• **Material**
────────
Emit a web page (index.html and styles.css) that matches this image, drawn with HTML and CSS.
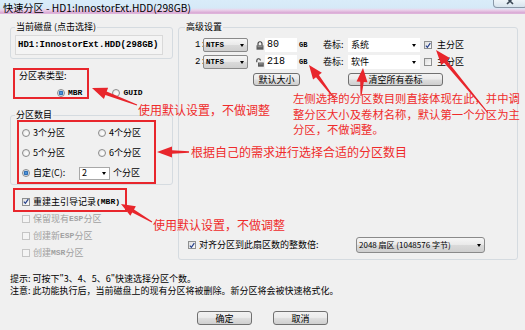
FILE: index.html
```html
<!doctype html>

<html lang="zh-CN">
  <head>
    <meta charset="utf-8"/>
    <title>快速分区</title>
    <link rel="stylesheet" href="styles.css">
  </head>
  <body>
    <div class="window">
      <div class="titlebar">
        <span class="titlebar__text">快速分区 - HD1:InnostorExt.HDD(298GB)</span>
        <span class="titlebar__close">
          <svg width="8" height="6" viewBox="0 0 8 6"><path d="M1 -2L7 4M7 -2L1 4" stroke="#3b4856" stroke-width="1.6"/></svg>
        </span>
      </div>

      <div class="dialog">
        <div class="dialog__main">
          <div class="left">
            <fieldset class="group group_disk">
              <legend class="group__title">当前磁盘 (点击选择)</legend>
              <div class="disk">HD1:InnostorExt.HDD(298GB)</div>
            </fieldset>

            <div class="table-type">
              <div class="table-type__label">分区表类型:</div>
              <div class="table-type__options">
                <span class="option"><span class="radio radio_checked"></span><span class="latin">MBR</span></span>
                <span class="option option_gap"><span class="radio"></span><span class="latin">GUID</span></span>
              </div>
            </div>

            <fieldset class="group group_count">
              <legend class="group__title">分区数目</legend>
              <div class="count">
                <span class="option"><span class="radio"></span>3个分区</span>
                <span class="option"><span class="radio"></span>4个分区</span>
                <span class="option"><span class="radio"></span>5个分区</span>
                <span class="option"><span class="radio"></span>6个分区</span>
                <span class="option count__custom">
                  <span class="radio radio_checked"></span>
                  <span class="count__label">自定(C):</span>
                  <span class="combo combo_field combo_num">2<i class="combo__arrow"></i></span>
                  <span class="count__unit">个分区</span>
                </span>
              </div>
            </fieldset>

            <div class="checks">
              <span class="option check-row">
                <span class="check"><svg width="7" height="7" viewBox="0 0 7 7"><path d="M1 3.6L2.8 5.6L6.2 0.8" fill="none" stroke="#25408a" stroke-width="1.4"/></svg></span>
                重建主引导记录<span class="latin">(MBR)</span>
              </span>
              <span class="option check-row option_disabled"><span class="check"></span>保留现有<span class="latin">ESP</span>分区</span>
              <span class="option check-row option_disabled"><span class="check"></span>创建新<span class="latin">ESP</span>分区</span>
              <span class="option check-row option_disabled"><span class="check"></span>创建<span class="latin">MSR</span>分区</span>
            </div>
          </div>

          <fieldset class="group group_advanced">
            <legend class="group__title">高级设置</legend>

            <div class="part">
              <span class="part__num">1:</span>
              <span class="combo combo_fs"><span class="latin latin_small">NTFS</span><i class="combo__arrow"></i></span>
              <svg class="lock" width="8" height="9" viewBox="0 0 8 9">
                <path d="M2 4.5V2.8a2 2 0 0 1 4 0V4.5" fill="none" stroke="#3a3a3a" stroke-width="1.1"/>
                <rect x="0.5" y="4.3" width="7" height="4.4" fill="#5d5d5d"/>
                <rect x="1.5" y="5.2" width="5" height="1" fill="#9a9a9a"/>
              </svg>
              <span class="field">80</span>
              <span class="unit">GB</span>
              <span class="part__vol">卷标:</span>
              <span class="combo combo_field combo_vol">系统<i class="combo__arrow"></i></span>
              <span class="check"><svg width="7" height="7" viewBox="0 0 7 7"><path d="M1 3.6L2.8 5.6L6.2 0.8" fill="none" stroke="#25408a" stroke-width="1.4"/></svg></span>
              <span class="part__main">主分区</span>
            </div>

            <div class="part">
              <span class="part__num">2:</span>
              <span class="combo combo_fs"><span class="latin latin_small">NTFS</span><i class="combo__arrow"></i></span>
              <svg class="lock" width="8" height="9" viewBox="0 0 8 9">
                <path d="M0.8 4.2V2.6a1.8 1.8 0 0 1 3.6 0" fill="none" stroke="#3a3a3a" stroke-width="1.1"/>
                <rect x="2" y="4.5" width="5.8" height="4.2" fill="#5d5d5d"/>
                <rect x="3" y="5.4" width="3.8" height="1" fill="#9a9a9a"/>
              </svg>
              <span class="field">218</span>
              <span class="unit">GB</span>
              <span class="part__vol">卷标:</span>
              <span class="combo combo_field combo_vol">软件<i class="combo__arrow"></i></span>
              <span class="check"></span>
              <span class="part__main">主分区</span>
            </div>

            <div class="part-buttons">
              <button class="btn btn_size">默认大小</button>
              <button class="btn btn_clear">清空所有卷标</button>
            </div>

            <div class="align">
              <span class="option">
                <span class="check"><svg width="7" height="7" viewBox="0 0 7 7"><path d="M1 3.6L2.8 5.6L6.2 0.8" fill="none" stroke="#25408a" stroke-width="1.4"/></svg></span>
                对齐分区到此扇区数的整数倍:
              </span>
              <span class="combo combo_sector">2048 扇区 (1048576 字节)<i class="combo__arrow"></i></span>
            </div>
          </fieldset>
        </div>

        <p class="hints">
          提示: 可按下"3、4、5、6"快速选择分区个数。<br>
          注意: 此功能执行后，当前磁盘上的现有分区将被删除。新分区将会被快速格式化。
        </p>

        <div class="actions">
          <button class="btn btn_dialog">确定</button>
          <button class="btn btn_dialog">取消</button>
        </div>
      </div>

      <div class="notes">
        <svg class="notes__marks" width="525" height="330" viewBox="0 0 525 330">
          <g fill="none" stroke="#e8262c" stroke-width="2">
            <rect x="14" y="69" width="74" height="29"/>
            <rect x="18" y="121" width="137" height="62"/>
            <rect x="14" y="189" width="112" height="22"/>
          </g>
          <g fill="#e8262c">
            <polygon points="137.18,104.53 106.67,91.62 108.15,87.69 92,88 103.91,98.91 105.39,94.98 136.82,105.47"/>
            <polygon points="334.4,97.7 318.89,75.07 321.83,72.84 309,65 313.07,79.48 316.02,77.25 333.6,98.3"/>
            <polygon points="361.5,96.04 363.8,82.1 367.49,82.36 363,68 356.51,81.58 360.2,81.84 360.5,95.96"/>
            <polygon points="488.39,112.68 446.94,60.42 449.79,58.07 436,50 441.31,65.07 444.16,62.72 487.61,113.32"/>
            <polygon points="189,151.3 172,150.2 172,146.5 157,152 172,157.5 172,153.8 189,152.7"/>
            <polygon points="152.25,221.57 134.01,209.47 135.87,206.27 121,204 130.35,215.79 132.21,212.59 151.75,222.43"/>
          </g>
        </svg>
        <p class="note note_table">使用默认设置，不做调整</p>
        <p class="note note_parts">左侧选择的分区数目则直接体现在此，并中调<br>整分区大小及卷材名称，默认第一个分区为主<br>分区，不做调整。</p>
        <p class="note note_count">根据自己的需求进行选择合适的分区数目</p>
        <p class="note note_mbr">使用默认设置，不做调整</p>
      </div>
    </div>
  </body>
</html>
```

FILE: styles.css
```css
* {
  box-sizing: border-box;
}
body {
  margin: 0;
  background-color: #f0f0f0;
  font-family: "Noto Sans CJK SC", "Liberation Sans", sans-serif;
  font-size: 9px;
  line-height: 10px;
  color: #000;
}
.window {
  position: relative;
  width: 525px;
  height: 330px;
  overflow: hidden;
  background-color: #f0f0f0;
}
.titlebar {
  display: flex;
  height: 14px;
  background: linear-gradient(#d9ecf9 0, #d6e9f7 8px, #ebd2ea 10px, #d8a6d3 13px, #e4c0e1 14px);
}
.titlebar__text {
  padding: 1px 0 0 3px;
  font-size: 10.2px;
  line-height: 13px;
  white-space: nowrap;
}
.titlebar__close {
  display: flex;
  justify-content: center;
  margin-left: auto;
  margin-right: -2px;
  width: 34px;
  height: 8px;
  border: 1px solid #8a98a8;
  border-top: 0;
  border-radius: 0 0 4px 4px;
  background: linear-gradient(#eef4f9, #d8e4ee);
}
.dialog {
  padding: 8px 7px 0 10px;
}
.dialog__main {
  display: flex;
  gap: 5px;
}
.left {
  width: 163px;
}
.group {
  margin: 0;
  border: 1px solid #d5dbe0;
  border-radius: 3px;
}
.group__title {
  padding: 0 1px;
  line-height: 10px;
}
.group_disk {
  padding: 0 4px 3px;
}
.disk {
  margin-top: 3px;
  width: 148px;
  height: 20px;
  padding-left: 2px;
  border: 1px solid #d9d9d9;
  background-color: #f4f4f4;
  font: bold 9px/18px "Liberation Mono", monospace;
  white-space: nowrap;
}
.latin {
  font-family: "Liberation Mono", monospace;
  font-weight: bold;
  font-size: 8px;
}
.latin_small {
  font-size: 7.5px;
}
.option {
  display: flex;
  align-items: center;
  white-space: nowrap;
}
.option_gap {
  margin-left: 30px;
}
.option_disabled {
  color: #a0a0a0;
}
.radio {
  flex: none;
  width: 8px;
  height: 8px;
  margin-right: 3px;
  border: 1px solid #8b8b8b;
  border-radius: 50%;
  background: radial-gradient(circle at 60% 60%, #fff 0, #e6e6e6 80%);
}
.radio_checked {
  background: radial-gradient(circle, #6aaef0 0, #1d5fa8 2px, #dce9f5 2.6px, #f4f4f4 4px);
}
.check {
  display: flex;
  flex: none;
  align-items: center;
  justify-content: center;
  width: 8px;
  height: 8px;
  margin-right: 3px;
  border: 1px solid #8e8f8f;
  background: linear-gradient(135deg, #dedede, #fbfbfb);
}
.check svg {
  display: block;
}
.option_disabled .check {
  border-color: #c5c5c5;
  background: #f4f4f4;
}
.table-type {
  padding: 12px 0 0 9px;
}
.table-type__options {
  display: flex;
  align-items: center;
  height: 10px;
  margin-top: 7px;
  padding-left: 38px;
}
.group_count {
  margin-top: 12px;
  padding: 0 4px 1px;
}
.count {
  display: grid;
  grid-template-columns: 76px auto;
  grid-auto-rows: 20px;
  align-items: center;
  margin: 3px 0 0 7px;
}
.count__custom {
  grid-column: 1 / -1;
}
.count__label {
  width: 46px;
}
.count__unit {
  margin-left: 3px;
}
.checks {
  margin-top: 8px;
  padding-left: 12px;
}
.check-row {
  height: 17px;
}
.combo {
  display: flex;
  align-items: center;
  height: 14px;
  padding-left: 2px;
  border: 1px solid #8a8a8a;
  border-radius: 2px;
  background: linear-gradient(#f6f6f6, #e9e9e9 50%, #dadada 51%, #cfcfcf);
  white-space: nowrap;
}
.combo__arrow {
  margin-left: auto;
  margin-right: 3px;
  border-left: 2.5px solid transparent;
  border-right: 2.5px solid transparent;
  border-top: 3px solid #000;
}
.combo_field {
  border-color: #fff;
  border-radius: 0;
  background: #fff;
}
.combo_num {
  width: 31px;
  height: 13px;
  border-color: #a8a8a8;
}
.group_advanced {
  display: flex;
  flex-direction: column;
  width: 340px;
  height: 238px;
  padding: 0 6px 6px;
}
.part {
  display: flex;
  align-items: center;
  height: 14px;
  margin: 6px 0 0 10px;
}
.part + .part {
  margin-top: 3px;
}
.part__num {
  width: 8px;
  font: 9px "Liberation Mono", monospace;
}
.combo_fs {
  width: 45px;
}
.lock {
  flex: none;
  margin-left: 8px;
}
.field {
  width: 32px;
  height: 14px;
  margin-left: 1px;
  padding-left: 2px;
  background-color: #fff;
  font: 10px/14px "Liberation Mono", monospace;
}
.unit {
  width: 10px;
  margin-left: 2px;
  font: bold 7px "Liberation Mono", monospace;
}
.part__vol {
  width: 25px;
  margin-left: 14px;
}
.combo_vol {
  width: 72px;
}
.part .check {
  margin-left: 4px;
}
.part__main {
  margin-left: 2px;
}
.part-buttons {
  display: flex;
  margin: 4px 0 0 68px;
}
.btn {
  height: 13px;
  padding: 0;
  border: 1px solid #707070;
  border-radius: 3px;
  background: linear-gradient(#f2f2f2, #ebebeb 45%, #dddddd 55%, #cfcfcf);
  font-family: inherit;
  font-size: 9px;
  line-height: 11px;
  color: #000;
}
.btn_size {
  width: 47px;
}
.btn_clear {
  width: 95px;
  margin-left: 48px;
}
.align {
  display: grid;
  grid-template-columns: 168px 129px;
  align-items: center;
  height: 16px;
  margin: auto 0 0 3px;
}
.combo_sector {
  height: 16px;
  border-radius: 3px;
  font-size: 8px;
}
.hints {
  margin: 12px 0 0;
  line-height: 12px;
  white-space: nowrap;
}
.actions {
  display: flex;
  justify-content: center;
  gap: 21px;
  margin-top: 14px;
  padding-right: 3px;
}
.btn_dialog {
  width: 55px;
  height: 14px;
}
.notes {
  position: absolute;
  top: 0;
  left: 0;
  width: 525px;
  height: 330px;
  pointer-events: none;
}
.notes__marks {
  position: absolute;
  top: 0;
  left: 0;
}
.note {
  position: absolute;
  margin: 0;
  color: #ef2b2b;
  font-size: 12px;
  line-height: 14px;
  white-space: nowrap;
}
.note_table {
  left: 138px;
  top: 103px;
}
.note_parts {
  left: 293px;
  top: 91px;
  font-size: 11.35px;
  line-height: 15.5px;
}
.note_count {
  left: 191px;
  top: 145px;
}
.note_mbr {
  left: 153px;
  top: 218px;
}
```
────────
• **Directive**
Each line holding "index" must be found and copied.

• **Result below**
Emit a web page (index.html and styles.css) that matches this image, drawn with HTML and CSS.
FILE: index.html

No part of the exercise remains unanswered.